Les migrants qui ont intenté une action en justice pour empêcher leur expulsion se trouvent au Texas, alors que l’affaire dont le juge Boasberg a été saisie a été entendue à Washington.
La plus haute juridiction américaine a cependant précisé que les étrangers susceptibles d’être expulsés en vertu du « Alien Enemies Act », qui n’a été utilisé que durant la guerre anglo-américaine de 1812, la Première Guerre mondiale et la Seconde Guerre mondiale, devaient pouvoir bénéficier d’une forme de procès équitable.
« Les personnes détenues en vertu de l’Alien Enemies Act doivent en être informées et peuvent contester leur expulsion », peut-on lire dans la décision de la Cour suprême, selon qui « la seule question est de savoir à quelle cour il revient de statuer ».
Le président américain Donald Trump a fait de la lutte contre l’immigration clandestine une priorité, parlant « d’invasion » des États-Unis par des « criminels » venus de l’étranger », et communiquant abondamment sur les expulsions de migrants.

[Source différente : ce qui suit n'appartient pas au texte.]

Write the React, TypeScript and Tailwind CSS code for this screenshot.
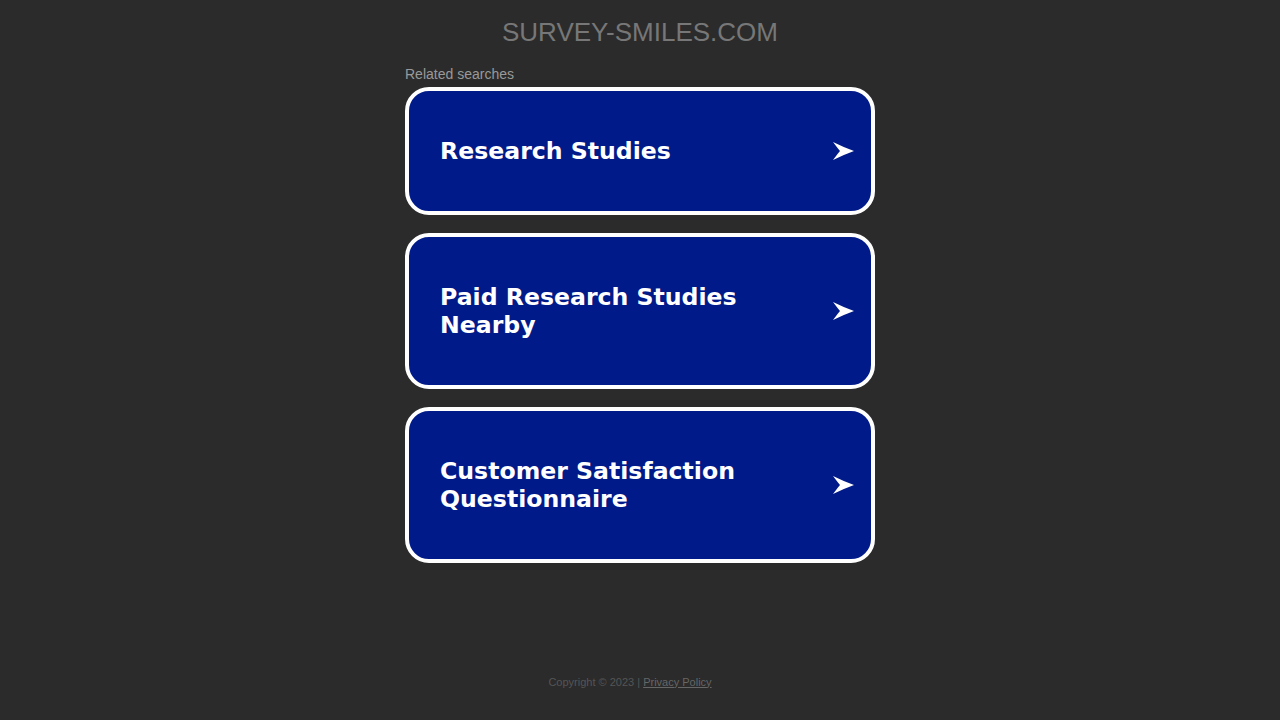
const searches = [
  "Research Studies",
  "Paid Research Studies Nearby",
  "Customer Satisfaction Questionnaire",
];

function Arrow() {
  return (
    <svg width="21" height="18" viewBox="0 0 21 18" className="shrink-0">
      <path d="M0 0 Q10 5 21 9 Q10 13 0 18 Q6 10 7 9 Q6 8 0 0 Z" fill="#ffffff" />
    </svg>
  );
}

export default function App() {
  return (
    <div className="min-h-screen bg-[#2b2b2b] flex flex-col items-center font-['Liberation_Sans',Arial,sans-serif]">
      <h1 className="mt-[16px] text-[26px] leading-[32px] text-[#777777]">SURVEY-SMILES.COM</h1>
      <div className="w-[470px] mt-[18px]">
        <div className="text-[14px] leading-[16px] text-[#999999]">Related searches</div>
        <div className="mt-[5px] flex flex-col gap-[18px]">
          {searches.map((s) => (
            <a
              key={s}
              href="#"
              className="flex items-center justify-between rounded-[24px] border-4 border-white bg-[#011a8a] pl-[31px] pr-[17px] py-[46px]"
            >
              <span className="max-w-[340px] text-[23.6px] leading-[28px] font-bold text-white font-['DejaVu_Sans',Verdana,sans-serif]">
                {s}
              </span>
              <Arrow />
            </a>
          ))}
        </div>
      </div>
      <div className="mt-auto mb-[30px] pr-[20px] text-[11px] text-[#555555]">
        Copyright © 2023 |{" "}
        <a href="#" className="underline text-[#666666]">Privacy Policy</a>
      </div>
    </div>
  );
}
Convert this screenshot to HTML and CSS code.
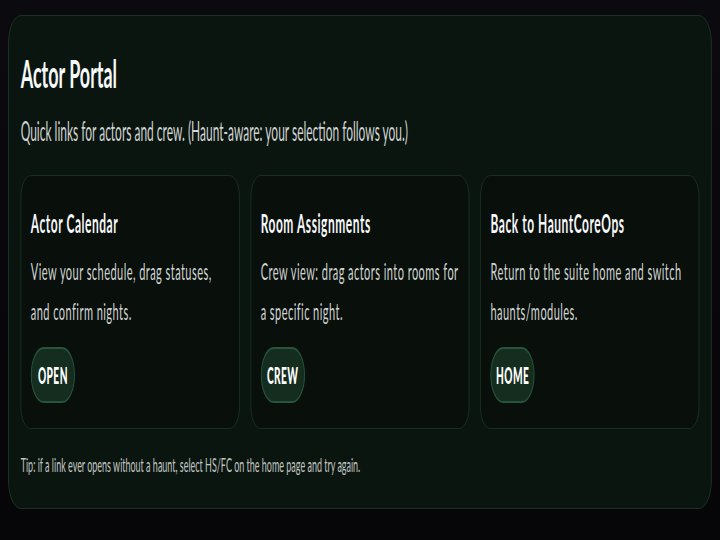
FILE: index.html
```html
<!DOCTYPE html>
<html>
  <head>
    <meta charset="utf-8">
    <title>Actor Portal</title>
    <meta name="viewport" content="width=device-width, initial-scale=1">
    <link rel="stylesheet" href="styles.css">
  </head>
  <body>
    <div class="stage">
      <section class="panel">
        <h1>Actor Portal</h1>
        <p class="lead">Quick links for actors and crew. (Haunt-aware: your selection follows you.)</p>

        <!-- Quick link cards -->
        <div class="grid">
          <div class="card">
            <h3>Actor Calendar</h3>
            <p>View your schedule, drag statuses, and confirm nights.</p>
            <a class="btn" href="#">OPEN</a>
          </div>
          <div class="card">
            <h3>Room Assignments</h3>
            <p>Crew view: drag actors into rooms for a specific night.</p>
            <a class="btn" href="#">CREW</a>
          </div>
          <div class="card">
            <h3>Back to HauntCoreOps</h3>
            <p>Return to the suite home and switch haunts/modules.</p>
            <a class="btn" href="#">HOME</a>
          </div>
        </div>

        <p class="tip">Tip: if a link ever opens without a haunt, select HS/FC on the home page and try again.</p>
      </section>
    </div>
  </body>
</html>
```

FILE: styles.css
```css
html,
body {
  margin: 0;
  height: 100%;
  overflow: hidden;
}

body {
  font-family: Lato, "Open Sans", sans-serif;
  background: linear-gradient(180deg, #0a0a0f 0%, #060609 100%);
  color: #f3f4f6;
}

.stage {
  width: 1565px;
  padding: 15px 18px;
  box-sizing: border-box;
  transform: scaleX(0.46);
  transform-origin: 0 0;
}

.panel {
  background: #0b150f;
  border: 1px solid #21402c;
  border-radius: 28px;
  padding: 34px 26px 31px;
}

h1 {
  margin: 0;
  font-size: 39px;
  line-height: 1.2;
  font-weight: 700;
  color: #f7f8fa;
}

.lead {
  margin: 19px 0 0;
  font-size: 26px;
  line-height: 1.2;
  color: #d0d4d2;
}

.grid {
  display: grid;
  grid-template-columns: repeat(3, 1fr);
  gap: 24px;
  margin-top: 28px;
}

.card {
  background: #090f0b;
  border: 1px solid #1d3826;
  border-radius: 22px;
  padding: 32px 16px 25px 21px;
}

.card h3 {
  margin: 0;
  font-size: 26px;
  line-height: 1.2;
  font-weight: 700;
  letter-spacing: 1.2px;
  color: #f7f8fa;
}

.card p {
  margin: 12px 0 0;
  font-size: 24px;
  line-height: 40px;
  letter-spacing: 0.95px;
  color: #d0d4d2;
}

.btn {
  display: inline-flex;
  align-items: center;
  justify-content: center;
  margin-top: 16px;
  height: 56px;
  width: 96px;
  box-sizing: border-box;
  border: 2px solid #27553c;
  border-radius: 999px;
  background: #142d1f;
  color: #ffffff;
  font-size: 22px;
  font-weight: 900;
  letter-spacing: 1px;
  text-decoration: none;
}

.tip {
  margin: 24px 0 0;
  font-size: 19.5px;
  line-height: 1.2;
  color: #c0c5c2;
}
```
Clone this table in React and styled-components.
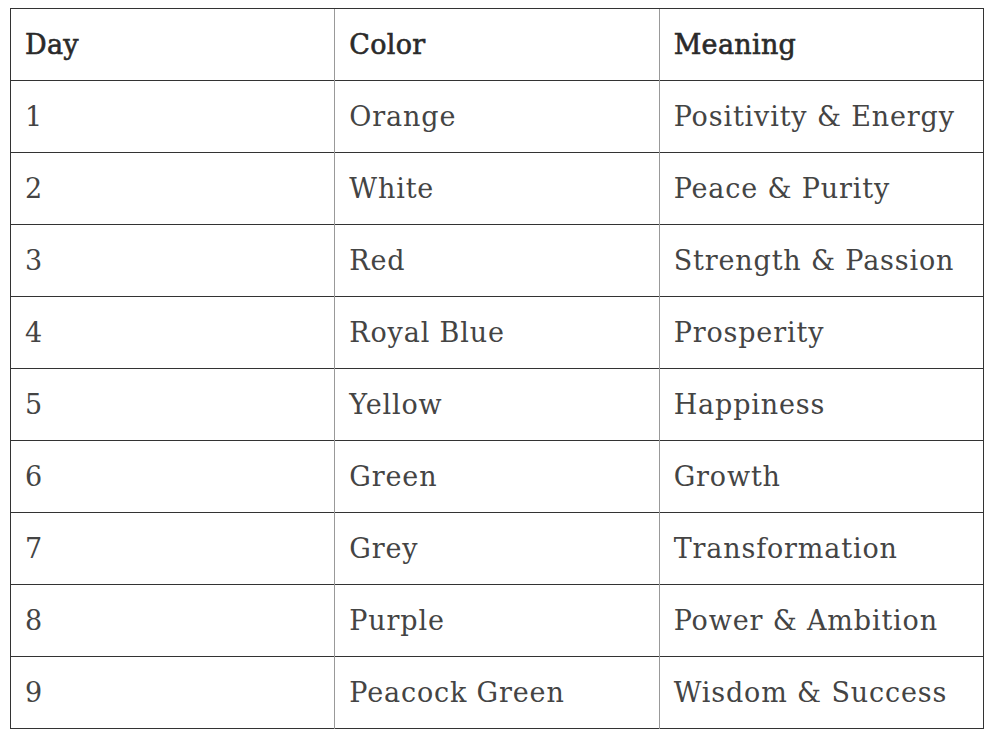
import React from "react";
import styled, { createGlobalStyle } from "styled-components";

const rows = [
	["1", "Orange", "Positivity & Energy"],
	["2", "White", "Peace & Purity"],
	["3", "Red", "Strength & Passion"],
	["4", "Royal Blue", "Prosperity"],
	["5", "Yellow", "Happiness"],
	["6", "Green", "Growth"],
	["7", "Grey", "Transformation"],
	["8", "Purple", "Power & Ambition"],
	["9", "Peacock Green", "Wisdom & Success"],
];

const GlobalStyle = createGlobalStyle`
	body {
		margin: 0;
		background: #fff;
		font-family: "DejaVu Serif", "Liberation Serif", serif;
	}
`;

const Page = styled.div`
	padding: 8px 0 0 10px;
`;

const Table = styled.table`
	border-collapse: collapse;
	width: 974px;
	table-layout: fixed;
	border: 1px solid #333;
`;

const Cell = styled.td`
	height: 71px;
	padding: 0 0 0 14px;
	text-align: left;
	vertical-align: middle;
	border-top: 1px solid #333;
	border-left: 1px solid #999;
	color: ${(p) => (p.$head ? "#2a2a2a" : "#444")};
	font-size: 27px;
	font-weight: 400;
	-webkit-text-stroke: ${(p) => (p.$head ? "0.6px #2a2a2a" : "0")};
	letter-spacing: ${(p) => (p.$head ? "0.3px" : "0.85px")};
	white-space: nowrap;

	&:first-child {
		border-left: 1px solid #333;
	}
`;

export default function App() {
	return (
		<Page>
			<GlobalStyle />
			<Table>
				<thead>
					<tr>
						<Cell as="th" $head>Day</Cell>
						<Cell as="th" $head>Color</Cell>
						<Cell as="th" $head>Meaning</Cell>
					</tr>
				</thead>
				<tbody>
					{rows.map((r) => (
						<tr key={r[0]}>
							{r.map((v) => (
								<Cell key={v}>{v}</Cell>
							))}
						</tr>
					))}
				</tbody>
			</Table>
		</Page>
	);
}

Mi-février, le président Donald Trump a désigné huit cartels latino-américains comme organisations « terroristes », une qualification qui élargit l’éventail des actions offertes aux autorités américaines luttant contre le crime organisé.
Donald Trump avait accusé les personnes expulsées mi-mars sans jugement vers le Salvador d’appartenir au gang Tren de Aragua.
Un immigré salvadorien installé aux États-Unis depuis 2019 avait alors été expulsé par erreur.
L’influente organisation de défense des droits civiques ACLU avait dénoncé l' »usage inédit et illégal d’une législation de temps de guerre ».
Un répit obtenu dans l’affaire de l’immigré salvadorien expulsé « par erreur »
L’administration Trump, sommée par la justice de ramener lundi aux États-Unis cet immigré salvadorien expulsé « par erreur » le 15 mars vers le Salvador, a par ailleurs obtenu un répit de la Cour suprême, à majorité conservatrice.
Kilmar Abrego Garcia, un immigré salvadorien vivant dans le Maryland (est) et marié à une Américaine, a été arrêté le 12 mars par des agents de la police de l’immigration. Il a ensuite fait partie des plus de 200 personnes expulsées le 15 mars par l’administration Trump vers le Salvador, la plupart pour appartenance présumée au gang vénézuélien Tren de Aragua, déclaré organisation « terroriste » par Washington.
L’administration Trump a ensuite reconnu devant la justice que son expulsion résultait d’une « erreur administrative », puisqu’un arrêté d’expulsion à son encontre avait été définitivement annulé par un tribunal fédéral en 2019.
Mais elle a affirmé se trouver dans l’impossibilité de réparer cette erreur, Kilmar Abrego Garcia étant désormais détenu dans une prison salvadorienne de haute sécurité, et a assuré qu’il faisait partie du gang salvadorien MS-13.
Une juge fédérale, Paula Xinis, a balayé les arguments de l’administration Trump, disant n’avoir pas vu de preuve d’appartenance de Kilmar Abrego Garcia à un gang, et exigeant de l’exécutif qu’il « facilite et effectue » son retour sur le sol américain avant le 7 avril, à 23 h 59 (3 h 59 GMT).
L’administration Trump a fait appel de cette décision, mais une cour d’appel fédérale a rejeté ce recours lundi à l’unanimité des trois juges. Elle a ensuite saisi la Cour suprême pour demander l’annulation de la décision et a minima sa suspension le temps qu’elle se prononce sur le fond.
« Cette décision – et son exigence de réaliser à la hâte des négociations internationales sensibles et de réaliser le retour de Kilmar Abrego Garcia cette nuit – est inédite et indéfendable », affirme-t-elle dans son recours à la Cour suprême, accusant une fois de plus les juges de s’ingérer dans les prérogatives du pouvoir exécutif.
Dans un bref arrêt non motivé lundi après-midi, le président de la Cour, John Roberts, a suspendu jusqu’à nouvel ordre la décision de la juge de première instance et donné jusqu’à mardi 17 h (21 h GMT) aux avocats de Kilmar Abrego Garcia pour formuler leur réponse écrite.